# Start of DATA FOR PROCESSING

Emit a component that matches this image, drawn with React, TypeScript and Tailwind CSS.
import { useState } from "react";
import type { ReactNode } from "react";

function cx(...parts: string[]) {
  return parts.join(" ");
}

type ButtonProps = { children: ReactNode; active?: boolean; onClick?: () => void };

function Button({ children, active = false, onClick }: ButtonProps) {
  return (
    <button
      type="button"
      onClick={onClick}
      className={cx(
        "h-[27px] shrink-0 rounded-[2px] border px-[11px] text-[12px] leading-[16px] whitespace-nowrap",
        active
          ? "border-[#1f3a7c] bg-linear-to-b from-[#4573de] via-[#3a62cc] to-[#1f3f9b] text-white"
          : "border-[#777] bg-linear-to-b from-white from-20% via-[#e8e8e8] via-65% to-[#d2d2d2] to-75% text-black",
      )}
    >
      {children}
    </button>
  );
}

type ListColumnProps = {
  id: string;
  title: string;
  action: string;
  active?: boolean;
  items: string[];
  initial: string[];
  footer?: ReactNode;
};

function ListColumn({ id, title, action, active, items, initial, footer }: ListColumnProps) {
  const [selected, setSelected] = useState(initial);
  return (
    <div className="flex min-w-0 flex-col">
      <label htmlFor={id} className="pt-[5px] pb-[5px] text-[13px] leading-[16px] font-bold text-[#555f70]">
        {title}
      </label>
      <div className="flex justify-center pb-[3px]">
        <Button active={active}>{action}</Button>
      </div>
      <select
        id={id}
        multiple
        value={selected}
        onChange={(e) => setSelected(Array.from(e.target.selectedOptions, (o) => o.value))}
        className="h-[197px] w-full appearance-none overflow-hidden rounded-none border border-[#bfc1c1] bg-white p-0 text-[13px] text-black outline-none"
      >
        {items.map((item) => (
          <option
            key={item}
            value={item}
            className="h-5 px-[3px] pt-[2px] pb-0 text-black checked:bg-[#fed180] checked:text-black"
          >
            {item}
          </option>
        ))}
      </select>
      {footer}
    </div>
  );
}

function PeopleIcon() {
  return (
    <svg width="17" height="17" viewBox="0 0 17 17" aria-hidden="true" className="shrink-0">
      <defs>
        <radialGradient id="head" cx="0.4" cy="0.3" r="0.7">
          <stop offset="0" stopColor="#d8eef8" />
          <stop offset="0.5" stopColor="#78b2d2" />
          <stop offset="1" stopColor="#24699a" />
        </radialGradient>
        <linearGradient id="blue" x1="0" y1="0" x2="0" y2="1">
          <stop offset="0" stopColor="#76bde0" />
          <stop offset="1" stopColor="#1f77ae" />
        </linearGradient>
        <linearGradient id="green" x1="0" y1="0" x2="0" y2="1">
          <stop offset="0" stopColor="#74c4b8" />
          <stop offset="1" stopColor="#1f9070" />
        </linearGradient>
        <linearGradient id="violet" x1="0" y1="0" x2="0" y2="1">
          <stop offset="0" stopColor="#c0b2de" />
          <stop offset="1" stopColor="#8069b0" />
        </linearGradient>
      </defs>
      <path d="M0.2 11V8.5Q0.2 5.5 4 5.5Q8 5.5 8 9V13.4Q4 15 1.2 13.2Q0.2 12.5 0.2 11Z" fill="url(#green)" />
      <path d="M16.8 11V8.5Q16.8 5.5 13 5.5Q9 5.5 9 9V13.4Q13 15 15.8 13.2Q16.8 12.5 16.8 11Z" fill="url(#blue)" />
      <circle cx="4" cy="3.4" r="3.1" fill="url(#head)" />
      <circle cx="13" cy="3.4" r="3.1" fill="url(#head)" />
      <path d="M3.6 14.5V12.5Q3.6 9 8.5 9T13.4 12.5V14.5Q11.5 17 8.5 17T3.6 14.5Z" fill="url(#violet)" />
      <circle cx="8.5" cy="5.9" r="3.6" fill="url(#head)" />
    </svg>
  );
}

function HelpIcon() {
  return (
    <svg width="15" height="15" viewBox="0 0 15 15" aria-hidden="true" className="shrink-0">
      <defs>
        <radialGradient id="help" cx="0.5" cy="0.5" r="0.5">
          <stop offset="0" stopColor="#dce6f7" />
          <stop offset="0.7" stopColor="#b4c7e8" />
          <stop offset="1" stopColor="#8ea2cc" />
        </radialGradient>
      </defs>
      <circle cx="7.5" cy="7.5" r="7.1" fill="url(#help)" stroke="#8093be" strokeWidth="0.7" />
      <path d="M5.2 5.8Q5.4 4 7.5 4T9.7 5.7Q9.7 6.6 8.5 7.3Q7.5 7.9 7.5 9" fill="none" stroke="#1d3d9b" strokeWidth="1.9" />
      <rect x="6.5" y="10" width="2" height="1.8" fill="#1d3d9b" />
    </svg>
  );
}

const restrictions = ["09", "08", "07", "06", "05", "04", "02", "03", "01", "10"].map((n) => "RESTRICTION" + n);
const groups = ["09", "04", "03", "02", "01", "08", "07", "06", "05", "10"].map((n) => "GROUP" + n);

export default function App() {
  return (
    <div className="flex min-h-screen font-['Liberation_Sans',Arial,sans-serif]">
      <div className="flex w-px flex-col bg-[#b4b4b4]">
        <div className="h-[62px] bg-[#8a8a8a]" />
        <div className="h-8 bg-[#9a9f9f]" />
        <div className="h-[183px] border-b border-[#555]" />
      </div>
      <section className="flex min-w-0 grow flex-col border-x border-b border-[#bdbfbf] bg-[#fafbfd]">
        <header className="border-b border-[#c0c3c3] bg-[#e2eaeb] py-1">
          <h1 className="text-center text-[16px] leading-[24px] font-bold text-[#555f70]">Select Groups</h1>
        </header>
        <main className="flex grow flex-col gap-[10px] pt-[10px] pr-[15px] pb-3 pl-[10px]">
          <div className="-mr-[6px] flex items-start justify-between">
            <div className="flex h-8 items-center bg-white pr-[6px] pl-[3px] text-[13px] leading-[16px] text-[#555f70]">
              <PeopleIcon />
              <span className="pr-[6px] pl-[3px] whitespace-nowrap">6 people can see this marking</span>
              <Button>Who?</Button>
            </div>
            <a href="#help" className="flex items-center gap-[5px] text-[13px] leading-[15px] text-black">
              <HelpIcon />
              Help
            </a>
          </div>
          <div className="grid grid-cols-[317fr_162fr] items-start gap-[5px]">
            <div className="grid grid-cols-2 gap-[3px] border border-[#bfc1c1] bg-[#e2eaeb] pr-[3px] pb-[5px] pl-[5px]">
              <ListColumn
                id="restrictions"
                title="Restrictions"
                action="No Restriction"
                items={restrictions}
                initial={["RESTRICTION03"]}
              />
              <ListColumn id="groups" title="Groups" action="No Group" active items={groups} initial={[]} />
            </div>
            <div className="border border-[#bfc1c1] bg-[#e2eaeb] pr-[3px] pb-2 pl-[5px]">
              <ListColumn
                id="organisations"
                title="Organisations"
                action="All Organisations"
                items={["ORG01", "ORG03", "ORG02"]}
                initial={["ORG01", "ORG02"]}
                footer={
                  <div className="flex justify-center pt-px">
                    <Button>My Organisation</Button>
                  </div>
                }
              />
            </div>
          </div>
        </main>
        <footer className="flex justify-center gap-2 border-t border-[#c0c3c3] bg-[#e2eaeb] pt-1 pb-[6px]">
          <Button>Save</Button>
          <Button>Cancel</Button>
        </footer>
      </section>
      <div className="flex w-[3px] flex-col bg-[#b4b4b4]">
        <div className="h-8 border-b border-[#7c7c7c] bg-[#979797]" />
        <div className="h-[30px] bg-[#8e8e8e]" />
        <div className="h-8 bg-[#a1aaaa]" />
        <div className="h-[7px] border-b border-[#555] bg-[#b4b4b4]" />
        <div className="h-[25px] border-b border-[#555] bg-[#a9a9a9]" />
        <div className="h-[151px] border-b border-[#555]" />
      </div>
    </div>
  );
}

# End of DATA FOR PROCESSING
# Start of DATA FOR PROCESSING

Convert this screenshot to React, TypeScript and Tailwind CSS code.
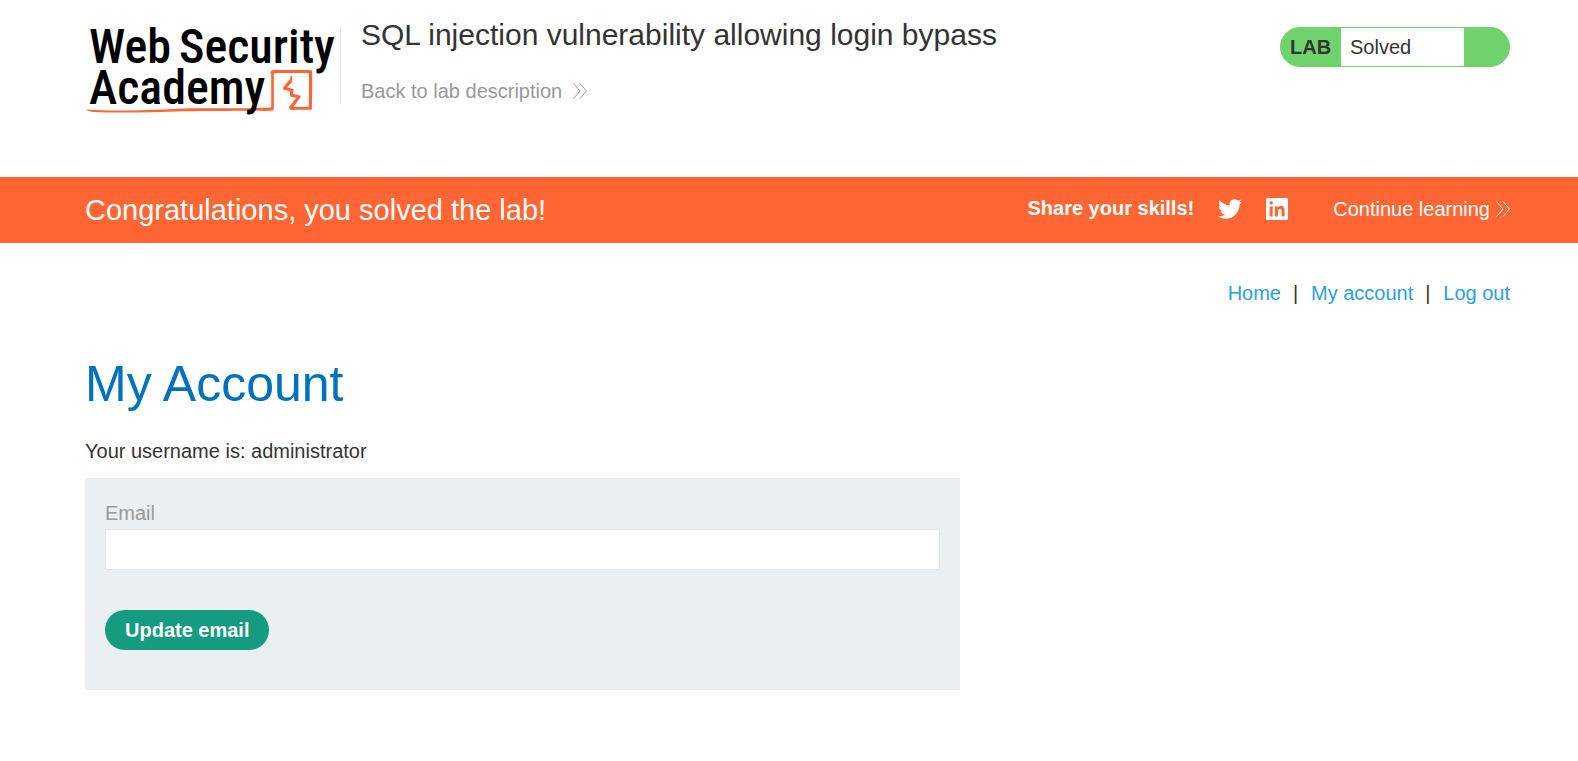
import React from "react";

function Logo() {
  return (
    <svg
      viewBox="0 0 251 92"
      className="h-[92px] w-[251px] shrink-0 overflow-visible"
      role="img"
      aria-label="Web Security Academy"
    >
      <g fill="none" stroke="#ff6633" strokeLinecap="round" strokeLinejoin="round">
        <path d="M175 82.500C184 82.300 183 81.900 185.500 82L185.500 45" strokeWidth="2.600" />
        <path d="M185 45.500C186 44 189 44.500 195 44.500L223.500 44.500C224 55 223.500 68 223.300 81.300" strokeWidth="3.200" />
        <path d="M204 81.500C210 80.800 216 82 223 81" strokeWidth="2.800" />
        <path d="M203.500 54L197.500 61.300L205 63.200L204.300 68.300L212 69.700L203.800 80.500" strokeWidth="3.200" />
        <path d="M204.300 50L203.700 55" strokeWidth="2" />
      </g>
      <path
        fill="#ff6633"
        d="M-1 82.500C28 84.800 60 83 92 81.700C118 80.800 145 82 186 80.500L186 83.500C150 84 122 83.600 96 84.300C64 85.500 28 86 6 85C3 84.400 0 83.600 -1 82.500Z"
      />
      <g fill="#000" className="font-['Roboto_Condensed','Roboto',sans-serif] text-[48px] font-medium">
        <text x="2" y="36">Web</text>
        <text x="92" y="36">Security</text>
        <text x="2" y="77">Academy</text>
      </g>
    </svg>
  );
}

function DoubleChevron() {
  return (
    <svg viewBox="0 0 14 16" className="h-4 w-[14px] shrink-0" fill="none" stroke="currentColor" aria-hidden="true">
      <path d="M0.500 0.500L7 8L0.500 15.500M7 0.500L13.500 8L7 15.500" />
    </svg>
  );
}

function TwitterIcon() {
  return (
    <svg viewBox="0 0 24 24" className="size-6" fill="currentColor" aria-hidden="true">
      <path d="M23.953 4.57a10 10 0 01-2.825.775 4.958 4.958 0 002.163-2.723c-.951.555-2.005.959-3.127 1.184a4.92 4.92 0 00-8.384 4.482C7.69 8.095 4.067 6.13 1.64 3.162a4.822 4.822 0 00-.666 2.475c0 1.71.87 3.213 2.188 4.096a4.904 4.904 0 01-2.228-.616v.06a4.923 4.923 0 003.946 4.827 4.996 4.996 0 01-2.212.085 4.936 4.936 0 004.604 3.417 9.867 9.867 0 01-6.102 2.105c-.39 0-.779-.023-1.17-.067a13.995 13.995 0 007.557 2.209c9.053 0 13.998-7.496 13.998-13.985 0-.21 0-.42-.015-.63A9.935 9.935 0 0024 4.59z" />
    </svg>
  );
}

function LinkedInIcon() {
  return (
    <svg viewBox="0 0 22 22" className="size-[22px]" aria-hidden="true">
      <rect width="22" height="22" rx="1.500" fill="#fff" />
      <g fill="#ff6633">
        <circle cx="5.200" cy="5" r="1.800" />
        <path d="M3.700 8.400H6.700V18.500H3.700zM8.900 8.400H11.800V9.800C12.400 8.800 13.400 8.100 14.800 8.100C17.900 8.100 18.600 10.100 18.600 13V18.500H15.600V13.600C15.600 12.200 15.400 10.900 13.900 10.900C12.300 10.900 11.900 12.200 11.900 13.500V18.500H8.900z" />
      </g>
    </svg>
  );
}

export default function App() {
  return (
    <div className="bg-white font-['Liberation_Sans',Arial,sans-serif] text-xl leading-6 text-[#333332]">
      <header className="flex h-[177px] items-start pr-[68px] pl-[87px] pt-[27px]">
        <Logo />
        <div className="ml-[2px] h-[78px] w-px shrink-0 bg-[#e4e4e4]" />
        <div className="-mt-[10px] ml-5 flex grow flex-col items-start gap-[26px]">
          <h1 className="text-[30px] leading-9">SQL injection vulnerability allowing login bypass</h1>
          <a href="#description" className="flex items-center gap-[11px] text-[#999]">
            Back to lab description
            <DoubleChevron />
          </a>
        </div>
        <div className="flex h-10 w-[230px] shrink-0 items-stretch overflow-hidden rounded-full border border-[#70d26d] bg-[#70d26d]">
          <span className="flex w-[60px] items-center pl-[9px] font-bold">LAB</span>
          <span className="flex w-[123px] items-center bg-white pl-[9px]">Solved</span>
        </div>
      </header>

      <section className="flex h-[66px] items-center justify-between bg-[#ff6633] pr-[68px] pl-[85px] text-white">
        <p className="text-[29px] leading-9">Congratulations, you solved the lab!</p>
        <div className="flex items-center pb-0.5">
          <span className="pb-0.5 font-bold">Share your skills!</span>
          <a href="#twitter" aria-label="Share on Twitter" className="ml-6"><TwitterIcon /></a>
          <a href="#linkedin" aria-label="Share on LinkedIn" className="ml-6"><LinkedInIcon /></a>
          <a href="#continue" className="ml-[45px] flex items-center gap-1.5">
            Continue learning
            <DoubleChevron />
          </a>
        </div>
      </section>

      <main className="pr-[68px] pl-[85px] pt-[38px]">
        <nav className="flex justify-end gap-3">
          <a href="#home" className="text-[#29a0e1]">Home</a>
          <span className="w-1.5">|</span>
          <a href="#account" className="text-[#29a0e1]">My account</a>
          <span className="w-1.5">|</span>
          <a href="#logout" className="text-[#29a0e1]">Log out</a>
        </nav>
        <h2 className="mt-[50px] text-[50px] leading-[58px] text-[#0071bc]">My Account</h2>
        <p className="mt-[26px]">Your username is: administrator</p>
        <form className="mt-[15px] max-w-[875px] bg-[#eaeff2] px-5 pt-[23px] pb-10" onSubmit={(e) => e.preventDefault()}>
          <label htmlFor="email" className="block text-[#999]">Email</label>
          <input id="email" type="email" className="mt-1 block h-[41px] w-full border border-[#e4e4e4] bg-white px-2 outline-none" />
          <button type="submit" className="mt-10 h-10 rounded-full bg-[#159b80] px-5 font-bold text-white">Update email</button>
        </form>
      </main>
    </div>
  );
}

# End of DATA FOR PROCESSING

Begin at the line containing "Emit a component", end at the line containing "ReactNode; active?: boolean;", and reproduce every line in that range exactly, both ends included.

Emit a component that matches this image, drawn with React, TypeScript and Tailwind CSS.
import { useState } from "react";
import type { ReactNode } from "react";

function cx(...parts: string[]) {
  return parts.join(" ");
}

type ButtonProps = { children: ReactNode; active?: boolean; onClick?: () => void };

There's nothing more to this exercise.